● **What is being asked**: Extract each line of the material that follows exactly and omit its pictures.

● **Stored data**:

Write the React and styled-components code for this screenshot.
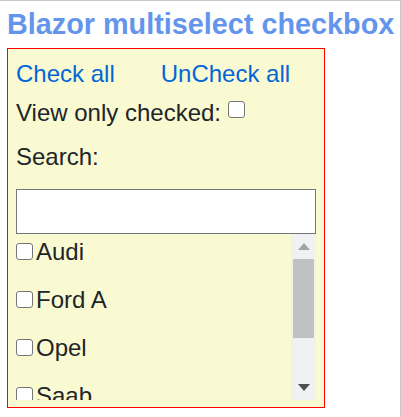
import React from 'react';
import styled, { createGlobalStyle } from 'styled-components';

const Global = createGlobalStyle`
  html, body { margin: 0; padding: 0; background: #fff; }
  body { font-family: "Liberation Sans", Arial, sans-serif; color: #212529; }
`;

const Page = styled.div`
  box-sizing: border-box;
  width: 401px;
  min-height: 417px;
  border-top: 1px solid #c8c8c8;
  border-right: 1px solid #c8c8c8;
  padding: 0 0 0 7px;
`;

const Title = styled.h3`
  margin: 7px 0;
  font-size: 28.8px;
  line-height: 33px;
  font-weight: 700;
  color: #6495ed;
  white-space: nowrap;
`;

const Panel = styled.div`
  box-sizing: border-box;
  width: 318px;
  border: 1px solid #ff0000;
  background: #fafad2;
  padding: 11px 8px 7px;
  font-size: 24px;
  line-height: 28px;
  display: flex;
  flex-direction: column;
`;

const LinkRow = styled.div`
  display: flex;
  height: 28px;
`;

const Link = styled.a`
  color: #0366d6;
  text-decoration: none;
  cursor: pointer;
  & + & { margin-left: 46px; }
`;

const Line = styled.div`
  margin-top: ${p => p.$gap}px;
  height: 28px;
  white-space: nowrap;
`;

const Check = styled.input.attrs({ type: 'checkbox' })`
  appearance: none;
  -webkit-appearance: none;
  box-sizing: border-box;
  width: 17px;
  height: 17px;
  margin: ${p => (p.$inline ? '0 0 3px 0' : '0 3px 0 0')};
  border: 1px solid #767676;
  border-radius: 3px;
  background: #fff;
  vertical-align: baseline;
  &:checked { background: #0075ff; border-color: #0075ff; }
`;

const SearchInput = styled.input`
  box-sizing: border-box;
  margin-top: 18px;
  width: 300px;
  height: 45px;
  border: 1px solid #767676;
  background: #fff;
  padding: 0 4px;
  font: inherit;
  outline: none;
`;

const List = styled.div`
  display: flex;
  height: 166px;
`;

const Items = styled.div`
  flex: 1;
  overflow: hidden;
  padding-top: 4px;
`;

const Item = styled.label`
  display: block;
  height: 28px;
  margin-bottom: 20px;
  white-space: nowrap;
`;

const ScrollBar = styled.div`
  width: 25px;
  flex-shrink: 0;
  background: #f1f1f1;
  display: flex;
  flex-direction: column;
`;

const ScrollButton = styled.div`
  height: 25px;
  display: flex;
  align-items: center;
  justify-content: center;
  flex-shrink: 0;
`;

const Thumb = styled.div`
  margin: 0 2px;
  height: 79px;
  background: #c1c1c1;
`;

const Track = styled.div`
  flex: 1;
`;

const Arrow = ({ up, color }) => (
  <svg width="12" height="7" viewBox="0 0 12 7">
    <polygon points={up ? '0,7 6,0 12,7' : '0,0 12,0 6,7'} fill={color} />
  </svg>
);

const cars = ['Audi', 'Ford A', 'Opel', 'Saab'];

export default function App() {
  return (
    <>
      <Global />
      <Page>
        <Title>Blazor multiselect checkbox</Title>
        <Panel>
          <LinkRow>
            <Link>Check all</Link>
            <Link>UnCheck all</Link>
          </LinkRow>
          <Line $gap={11}>
            View only checked: <Check $inline />
          </Line>
          <Line $gap={16}>Search:</Line>
          <SearchInput type="text" />
          <List>
            <Items>
              {cars.map(c => (
                <Item key={c}>
                  <Check />
                  {c}
                </Item>
              ))}
            </Items>
            <ScrollBar>
              <ScrollButton><Arrow up color="#a3a3a3" /></ScrollButton>
              <Thumb />
              <Track />
              <ScrollButton><Arrow color="#505050" /></ScrollButton>
            </ScrollBar>
          </List>
        </Panel>
      </Page>
    </>
  );
}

● **Solution for this task**:
Write the React and styled-components code for this screenshot.
import React from 'react';
import styled, { createGlobalStyle } from 'styled-components';

const Global = createGlobalStyle`
  html, body { margin: 0; padding: 0; background: #fff; }
  body { font-family: "Liberation Sans", Arial, sans-serif; color: #212529; }
`;

const Page = styled.div`
  box-sizing: border-box;
  width: 401px;
  min-height: 417px;
  border-top: 1px solid #c8c8c8;
  border-right: 1px solid #c8c8c8;
  padding: 0 0 0 7px;
`;

const Title = styled.h3`
  margin: 7px 0;
  font-size: 28.8px;
  line-height: 33px;
  font-weight: 700;
  color: #6495ed;
  white-space: nowrap;
`;

const Panel = styled.div`
  box-sizing: border-box;
  width: 318px;
  border: 1px solid #ff0000;
  background: #fafad2;
  padding: 11px 8px 7px;
  font-size: 24px;
  line-height: 28px;
  display: flex;
  flex-direction: column;
`;

const LinkRow = styled.div`
  display: flex;
  height: 28px;
`;

const Link = styled.a`
  color: #0366d6;
  text-decoration: none;
  cursor: pointer;
  & + & { margin-left: 46px; }
`;

const Line = styled.div`
  margin-top: ${p => p.$gap}px;
  height: 28px;
  white-space: nowrap;
`;

const Check = styled.input.attrs({ type: 'checkbox' })`
  appearance: none;
  -webkit-appearance: none;
  box-sizing: border-box;
  width: 17px;
  height: 17px;
  margin: ${p => (p.$inline ? '0 0 3px 0' : '0 3px 0 0')};
  border: 1px solid #767676;
  border-radius: 3px;
  background: #fff;
  vertical-align: baseline;
  &:checked { background: #0075ff; border-color: #0075ff; }
`;

const SearchInput = styled.input`
  box-sizing: border-box;
  margin-top: 18px;
  width: 300px;
  height: 45px;
  border: 1px solid #767676;
  background: #fff;
  padding: 0 4px;
  font: inherit;
  outline: none;
`;

const List = styled.div`
  display: flex;
  height: 166px;
`;

const Items = styled.div`
  flex: 1;
  overflow: hidden;
  padding-top: 4px;
`;

const Item = styled.label`
  display: block;
  height: 28px;
  margin-bottom: 20px;
  white-space: nowrap;
`;

const ScrollBar = styled.div`
  width: 25px;
  flex-shrink: 0;
  background: #f1f1f1;
  display: flex;
  flex-direction: column;
`;

const ScrollButton = styled.div`
  height: 25px;
  display: flex;
  align-items: center;
  justify-content: center;
  flex-shrink: 0;
`;

const Thumb = styled.div`
  margin: 0 2px;
  height: 79px;
  background: #c1c1c1;
`;

const Track = styled.div`
  flex: 1;
`;

const Arrow = ({ up, color }) => (
  <svg width="12" height="7" viewBox="0 0 12 7">
    <polygon points={up ? '0,7 6,0 12,7' : '0,0 12,0 6,7'} fill={color} />
  </svg>
);

const cars = ['Audi', 'Ford A', 'Opel', 'Saab'];

export default function App() {
  return (
    <>
      <Global />
      <Page>
        <Title>Blazor multiselect checkbox</Title>
        <Panel>
          <LinkRow>
            <Link>Check all</Link>
            <Link>UnCheck all</Link>
          </LinkRow>
          <Line $gap={11}>
            View only checked: <Check $inline />
          </Line>
          <Line $gap={16}>Search:</Line>
          <SearchInput type="text" />
          <List>
            <Items>
              {cars.map(c => (
                <Item key={c}>
                  <Check />
                  {c}
                </Item>
              ))}
            </Items>
            <ScrollBar>
              <ScrollButton><Arrow up color="#a3a3a3" /></ScrollButton>
              <Thumb />
              <Track />
              <ScrollButton><Arrow color="#505050" /></ScrollButton>
            </ScrollBar>
          </List>
        </Panel>
      </Page>
    </>
  );
}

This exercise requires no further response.